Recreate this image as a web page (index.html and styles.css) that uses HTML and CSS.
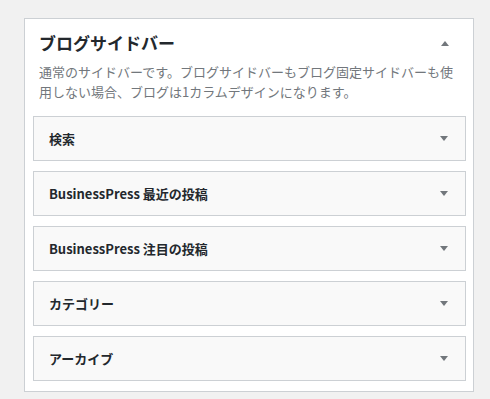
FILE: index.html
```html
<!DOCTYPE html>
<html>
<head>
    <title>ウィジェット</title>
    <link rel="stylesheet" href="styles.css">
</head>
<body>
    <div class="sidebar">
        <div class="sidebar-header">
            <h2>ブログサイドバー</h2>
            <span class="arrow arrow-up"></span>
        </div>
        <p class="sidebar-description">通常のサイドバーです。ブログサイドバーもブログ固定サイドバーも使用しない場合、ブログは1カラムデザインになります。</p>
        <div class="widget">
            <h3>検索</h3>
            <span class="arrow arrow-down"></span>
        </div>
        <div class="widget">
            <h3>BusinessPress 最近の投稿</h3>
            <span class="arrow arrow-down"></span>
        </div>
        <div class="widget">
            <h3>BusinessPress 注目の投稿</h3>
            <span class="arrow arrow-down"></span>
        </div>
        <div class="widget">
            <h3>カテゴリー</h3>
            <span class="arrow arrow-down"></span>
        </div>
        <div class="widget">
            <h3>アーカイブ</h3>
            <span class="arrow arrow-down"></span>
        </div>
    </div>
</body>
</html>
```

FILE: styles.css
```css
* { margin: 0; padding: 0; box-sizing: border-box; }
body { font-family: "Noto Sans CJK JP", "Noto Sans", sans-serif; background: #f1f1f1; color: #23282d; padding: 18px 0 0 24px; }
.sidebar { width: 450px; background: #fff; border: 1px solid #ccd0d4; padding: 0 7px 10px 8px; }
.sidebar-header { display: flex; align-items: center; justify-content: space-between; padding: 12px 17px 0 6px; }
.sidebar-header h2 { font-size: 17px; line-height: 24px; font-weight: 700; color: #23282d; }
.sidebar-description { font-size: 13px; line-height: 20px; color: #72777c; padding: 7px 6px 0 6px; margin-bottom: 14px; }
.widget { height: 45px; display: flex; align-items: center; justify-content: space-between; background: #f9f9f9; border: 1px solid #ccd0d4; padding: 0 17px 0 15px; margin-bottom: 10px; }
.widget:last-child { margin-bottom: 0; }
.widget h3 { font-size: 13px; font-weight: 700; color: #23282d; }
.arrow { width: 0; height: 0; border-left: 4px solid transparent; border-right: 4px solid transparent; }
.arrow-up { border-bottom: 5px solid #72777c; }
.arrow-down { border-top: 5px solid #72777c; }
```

···

What is needed: Copy all the lines of data exactly as they appear, dropping any images.

Task result:
Recreate this image as a web page (index.html and styles.css) that uses HTML and CSS.
FILE: index.html
```html
<!DOCTYPE html>
<html>
<head>
    <title>ウィジェット</title>
    <link rel="stylesheet" href="styles.css">
</head>
<body>
    <div class="sidebar">
        <div class="sidebar-header">
            <h2>ブログサイドバー</h2>
            <span class="arrow arrow-up"></span>
        </div>
        <p class="sidebar-description">通常のサイドバーです。ブログサイドバーもブログ固定サイドバーも使用しない場合、ブログは1カラムデザインになります。</p>
        <div class="widget">
            <h3>検索</h3>
            <span class="arrow arrow-down"></span>
        </div>
        <div class="widget">
            <h3>BusinessPress 最近の投稿</h3>
            <span class="arrow arrow-down"></span>
        </div>
        <div class="widget">
            <h3>BusinessPress 注目の投稿</h3>
            <span class="arrow arrow-down"></span>
        </div>
        <div class="widget">
            <h3>カテゴリー</h3>
            <span class="arrow arrow-down"></span>
        </div>
        <div class="widget">
            <h3>アーカイブ</h3>
            <span class="arrow arrow-down"></span>
        </div>
    </div>
</body>
</html>
```

FILE: styles.css
```css
* { margin: 0; padding: 0; box-sizing: border-box; }
body { font-family: "Noto Sans CJK JP", "Noto Sans", sans-serif; background: #f1f1f1; color: #23282d; padding: 18px 0 0 24px; }
.sidebar { width: 450px; background: #fff; border: 1px solid #ccd0d4; padding: 0 7px 10px 8px; }
.sidebar-header { display: flex; align-items: center; justify-content: space-between; padding: 12px 17px 0 6px; }
.sidebar-header h2 { font-size: 17px; line-height: 24px; font-weight: 700; color: #23282d; }
.sidebar-description { font-size: 13px; line-height: 20px; color: #72777c; padding: 7px 6px 0 6px; margin-bottom: 14px; }
.widget { height: 45px; display: flex; align-items: center; justify-content: space-between; background: #f9f9f9; border: 1px solid #ccd0d4; padding: 0 17px 0 15px; margin-bottom: 10px; }
.widget:last-child { margin-bottom: 0; }
.widget h3 { font-size: 13px; font-weight: 700; color: #23282d; }
.arrow { width: 0; height: 0; border-left: 4px solid transparent; border-right: 4px solid transparent; }
.arrow-up { border-bottom: 5px solid #72777c; }
.arrow-down { border-top: 5px solid #72777c; }
```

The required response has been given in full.